DATA SHOWN:
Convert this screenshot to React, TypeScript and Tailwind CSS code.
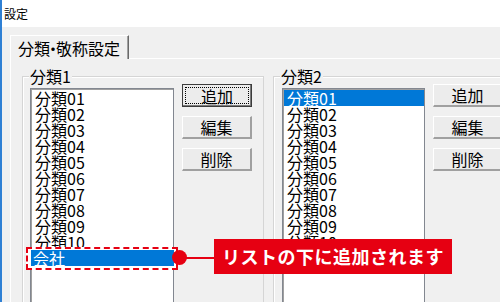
import React from 'react';

const items = ['分類01', '分類02', '分類03', '分類04', '分類05', '分類06', '分類07', '分類08', '分類09', '分類10'];

function ListBox({ selected, width }: { selected?: number; width: string }) {
  return (
    <div className={`${width} h-[260px] shrink-0 overflow-hidden bg-white border border-[#828790] shadow-[inset_1px_1px_0_#a0a0a0] pt-[1px] pl-[1px]`}>
      {items.map((item, i) => (
        <div
          key={item}
          className={`h-[16px] leading-[16px] pl-[3px] text-[16px] whitespace-nowrap ${
            i === selected ? 'bg-[#0078d7] text-white' : 'text-black'
          }`}
        >
          {item}
        </div>
      ))}
    </div>
  );
}

function WinButton({ label, focused }: { label: string; focused?: boolean }) {
  if (focused) {
    return (
      <div className="w-[70px] h-[23px] border border-[#3c3c3c] shadow-[inset_-1px_-1px_0_#7a7a7a] bg-[#ececec] p-[2px]">
        <div className="w-full h-full border border-dotted border-black flex items-center justify-center text-[16px] leading-none">
          {label}
        </div>
      </div>
    );
  }
  return (
    <div className="w-[70px] h-[23px] bg-[#ececec] border-t border-l border-white border-r-2 border-b-2 border-r-[#a0a0a0] border-b-[#a0a0a0] flex items-center justify-center text-[16px] leading-none">
      {label}
    </div>
  );
}

function GroupBox({ title, selected, listWidth, padLeft }: { title: string; selected?: number; listWidth: string; padLeft: string }) {
  return (
    <div className="relative w-[242px] h-[240px] shrink-0 border border-[#d5d5d5] shadow-[inset_1px_1px_0_white]">
      <div className="absolute left-[6px] top-[-10px] px-[1px] bg-[#f0f0f0] text-[16px] leading-[18px]">{title}</div>
      <div className={`flex ${padLeft} gap-[8px] pt-[7px]`}>
        <div className="pt-[4px]">
          <ListBox selected={selected} width={listWidth} />
        </div>
        <div className="flex flex-col gap-[9px]">
          <WinButton label="追加" focused={selected === undefined} />
          <WinButton label="編集" />
          <WinButton label="削除" />
        </div>
      </div>
    </div>
  );
}

export default function App() {
  return (
    <div className="relative w-[500px] h-[302px] overflow-hidden bg-[#f0f0f0] border-l-2 border-[#2f80d4] font-['Noto_Sans_CJK_JP',sans-serif] text-black">
      {/* title bar */}
      <div className="h-[27px] bg-white pl-[2px] flex items-center text-[12px]">設定</div>

      {/* tab */}
      <div className="ml-[8px] mt-[8px] flex">
        <div className="relative z-10 h-[24px] w-[119px] mb-[-1px] bg-[#f0f0f0] border-t border-l border-white border-r border-r-[#696969] shadow-[inset_-1px_0_0_#a0a0a0] pl-[7px] flex items-center text-[16px] leading-none">
          分類<span className="mx-[-5px]">・</span>敬称設定
        </div>
      </div>

      {/* panel */}
      <div className="ml-[8px] h-[260px] border-t border-l border-white pl-[11px] pt-[17px] flex gap-[9px]">
        <GroupBox title="分類1" listWidth="w-[144px]" padLeft="pl-[7px]" />
        <GroupBox title="分類2" selected={0} listWidth="w-[143px]" padLeft="pl-[8px]" />
      </div>

      {/* annotation */}
      <div className="absolute left-[24px] top-[247px] w-[152px] h-[23px] border-2 border-dashed border-[#e60012] bg-white pt-[1px] pl-[3px] pr-[2px]">
        <div className="h-[16px] bg-[#0078d7] text-white text-[16px] leading-[16px] pl-[2px]">会社</div>
      </div>
      <div className="absolute left-[170px] top-[250px] w-[15px] h-[15px] rounded-full bg-[#e60012]" />
      <div className="absolute left-[183px] top-[257px] w-[30px] h-[2px] bg-[#e60012]" />
      <div className="absolute left-[212px] top-[239px] w-[238px] h-[35px] bg-[#e60012] text-white text-[18px] font-bold flex items-center justify-center tracking-[0.5px]">
        リストの下に追加されます
      </div>
    </div>
  );
}
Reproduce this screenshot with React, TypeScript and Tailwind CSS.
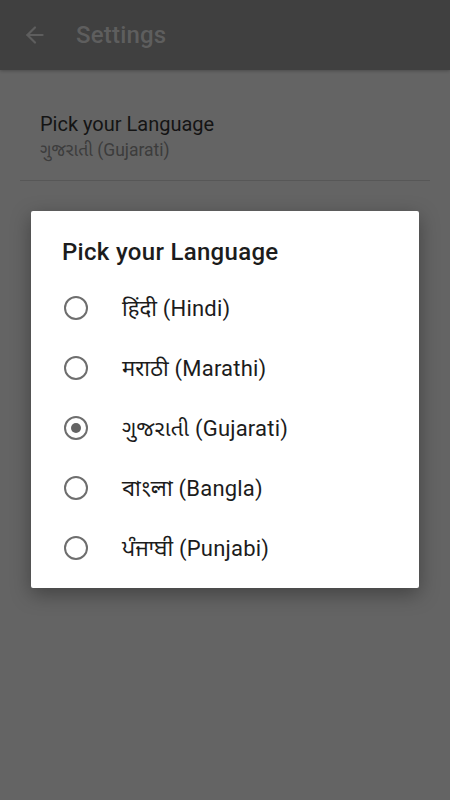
import { ArrowLeft } from 'lucide-react';

const langs = [
  { key: 'hi', label: 'हिंदी (Hindi)' },
  { key: 'mr', label: 'मराठी (Marathi)' },
  { key: 'gu', label: 'ગુજરાતી (Gujarati)' },
  { key: 'bn', label: 'বাংলা (Bangla)' },
  { key: 'pa', label: 'ਪੰਜਾਬੀ (Punjabi)' },
];

const font = "font-['Roboto','Noto_Sans','Noto_Sans_Devanagari','Noto_Sans_Gujarati','Noto_Sans_Bengali','Noto_Sans_Gurmukhi',sans-serif]";

function Radio({ checked }: { checked: boolean }) {
  return (
    <div className="w-6 h-6 rounded-full border-2 border-[#6e6e6e] flex items-center justify-center shrink-0">
      {checked && <div className="w-[10px] h-[10px] rounded-full bg-[#646464]" />}
    </div>
  );
}

export default function App() {
  const selected = 'gu';

  return (
    <div className={`relative w-[450px] h-[800px] bg-[#646464] overflow-hidden ${font}`}>
      {/* toolbar (dimmed) */}
      <div className="h-[70px] bg-[#404040] flex items-center shadow-[0_1px_3px_rgba(0,0,0,0.25)]">
        <div className="w-[70px] flex justify-center">
          <ArrowLeft size={26} color="#5e5e5e" strokeWidth={2} />
        </div>
        <div className="text-[24px] font-medium text-[#5e5e5e] pl-[6px] tracking-[0.2px]">Settings</div>
      </div>

      {/* preference list */}
      <div className="px-5">
        <div className="pt-[40px] pb-[18px] px-5 border-b border-[#575757]">
          <div className="text-[20px] leading-[28px] text-[#141414]">Pick your Language</div>
          <div className="text-[17.5px] leading-[24px] text-[#3c3c3c]">ગુજરાતી (Gujarati)</div>
        </div>
      </div>

      {/* dialog */}
      <div className="absolute left-[31px] top-[211px] w-[388px] bg-white rounded-[2px] shadow-[0_6px_20px_rgba(0,0,0,0.35)] pt-[26px] pb-[10px]">
        <div className="pl-[31px] text-[24px] leading-[30px] font-medium text-[#1c1c1c] mb-[11px] tracking-[0.3px]">
          Pick your Language
        </div>
        {langs.map(l => (
          <div key={l.key} className="h-[60px] flex items-center pl-[33px]">
            <Radio checked={l.key === selected} />
            <div className="pl-[34px] text-[22px] text-[#1c1c1c] tracking-[0.2px]">{l.label}</div>
          </div>
        ))}
      </div>
    </div>
  );
}
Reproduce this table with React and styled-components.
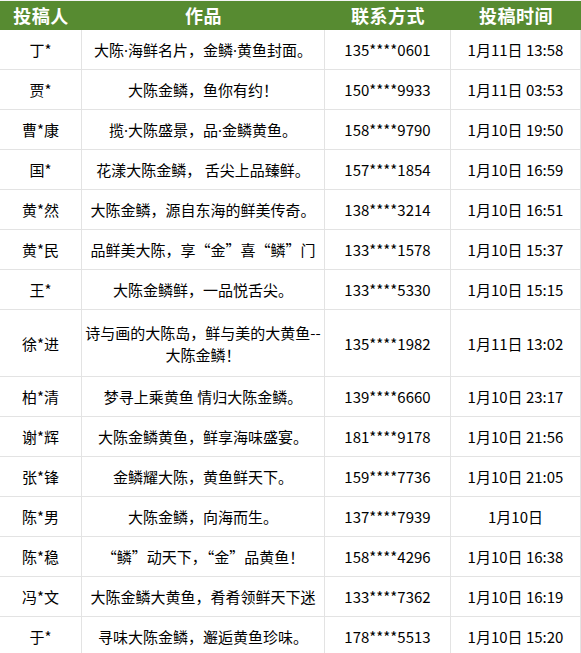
import React from 'react'
import styled, { createGlobalStyle } from 'styled-components'

const GlobalStyle = createGlobalStyle`
  html, body {
    margin: 0;
    padding: 0;
    background: #fff;
  }
  body {
    font-family: 'Noto Sans CJK SC', 'Noto Sans', sans-serif;
    color: #000;
  }
`

const rows = [
  ['丁*', ['大陈·海鲜名片，金鳞·黄鱼封面。'], '135****0601', '1月11日 13:58'],
  ['贾*', ['大陈金鳞，鱼你有约！'], '150****9933', '1月11日 03:53'],
  ['曹*康', ['揽·大陈盛景，品·金鳞黄鱼。'], '158****9790', '1月10日 19:50'],
  ['国*', ['花漾大陈金鳞， 舌尖上品臻鲜。'], '157****1854', '1月10日 16:59'],
  ['黄*然', ['大陈金鳞，源自东海的鲜美传奇。'], '138****3214', '1月10日 16:51'],
  ['黄*民', ['品鲜美大陈，享“金”喜“鳞”门'], '133****1578', '1月10日 15:37'],
  ['王*', ['大陈金鳞鲜，一品悦舌尖。'], '133****5330', '1月10日 15:15'],
  ['徐*进', ['诗与画的大陈岛，鲜与美的大黄鱼--', '大陈金鳞！'], '135****1982', '1月11日 13:02'],
  ['柏*清', ['梦寻上乘黄鱼 情归大陈金鳞。'], '139****6660', '1月10日 23:17'],
  ['谢*辉', ['大陈金鳞黄鱼，鲜享海味盛宴。'], '181****9178', '1月10日 21:56'],
  ['张*锋', ['金鳞耀大陈，黄鱼鲜天下。'], '159****7736', '1月10日 21:05'],
  ['陈*男', ['大陈金鳞，向海而生。'], '137****7939', '1月10日'],
  ['陈*稳', ['“鳞”动天下，“金”品黄鱼！'], '158****4296', '1月10日 16:38'],
  ['冯*文', ['大陈金鳞大黄鱼，肴肴领鲜天下迷'], '133****7362', '1月10日 16:19'],
  ['于*', ['寻味大陈金鳞，邂逅黄鱼珍味。'], '178****5513', '1月10日 15:20'],
]

const Table = styled.div`
  width: 581px;
  display: grid;
  grid-template-columns: 82px 243px 126px 130px;
`

const HeadCell = styled.div`
  height: 30px;
  box-sizing: border-box;
  border-top: 1px solid #f4f4f4;
  background: #578b31;
  background-clip: padding-box;
  color: #fff;
  font-size: 18px;
  font-weight: 700;
  line-height: 29px;
  text-align: center;
  letter-spacing: 0.5px;
`

const Cell = styled.div`
  height: ${(p) => (p.$tall ? 67 : 40)}px;
  box-sizing: border-box;
  border-right: 1px solid #e3e3e3;
  border-bottom: 1px solid #e3e3e3;
  display: flex;
  flex-direction: column;
  align-items: center;
  justify-content: center;
  font-size: 15px;
  line-height: 22px;
  text-align: center;
  white-space: nowrap;
  padding-top: 1px;
`

// narrow latin middle dot, the CJK font draws it full width
const Dot = styled.span`
  font-family: 'Noto Sans', sans-serif;
`

const Line = ({ text }) => {
  const parts = text.split('·')
  return (
    <span>
      {parts.map((p, i) => (
        <React.Fragment key={i}>
          {i > 0 && <Dot>·</Dot>}
          {p}
        </React.Fragment>
      ))}
    </span>
  )
}

export default function App() {
  return (
    <>
      <GlobalStyle />
      <Table>
        <HeadCell>投稿人</HeadCell>
        <HeadCell>作品</HeadCell>
        <HeadCell>联系方式</HeadCell>
        <HeadCell>投稿时间</HeadCell>
        {rows.map(([name, work, phone, time]) => {
          const tall = work.length > 1
          return (
            <React.Fragment key={phone}>
              <Cell $tall={tall}>{name}</Cell>
              <Cell $tall={tall}>
                {work.map((line) => (
                  <Line key={line} text={line} />
                ))}
              </Cell>
              <Cell $tall={tall}>{phone}</Cell>
              <Cell $tall={tall}>{time}</Cell>
            </React.Fragment>
          )
        })}
      </Table>
    </>
  )
}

GIVEN TASK: Using the data above, set down each line from the line with "Reproduce this screenshot" to the line with "const selected = 'gu';" exactly, both ends included, and leave the pictures behind. Nothing else belongs.

WRITTEN SOLUTION:
Reproduce this screenshot with React, TypeScript and Tailwind CSS.
import { ArrowLeft } from 'lucide-react';

const langs = [
  { key: 'hi', label: 'हिंदी (Hindi)' },
  { key: 'mr', label: 'मराठी (Marathi)' },
  { key: 'gu', label: 'ગુજરાતી (Gujarati)' },
  { key: 'bn', label: 'বাংলা (Bangla)' },
  { key: 'pa', label: 'ਪੰਜਾਬੀ (Punjabi)' },
];

const font = "font-['Roboto','Noto_Sans','Noto_Sans_Devanagari','Noto_Sans_Gujarati','Noto_Sans_Bengali','Noto_Sans_Gurmukhi',sans-serif]";

function Radio({ checked }: { checked: boolean }) {
  return (
    <div className="w-6 h-6 rounded-full border-2 border-[#6e6e6e] flex items-center justify-center shrink-0">
      {checked && <div className="w-[10px] h-[10px] rounded-full bg-[#646464]" />}
    </div>
  );
}

export default function App() {
  const selected = 'gu';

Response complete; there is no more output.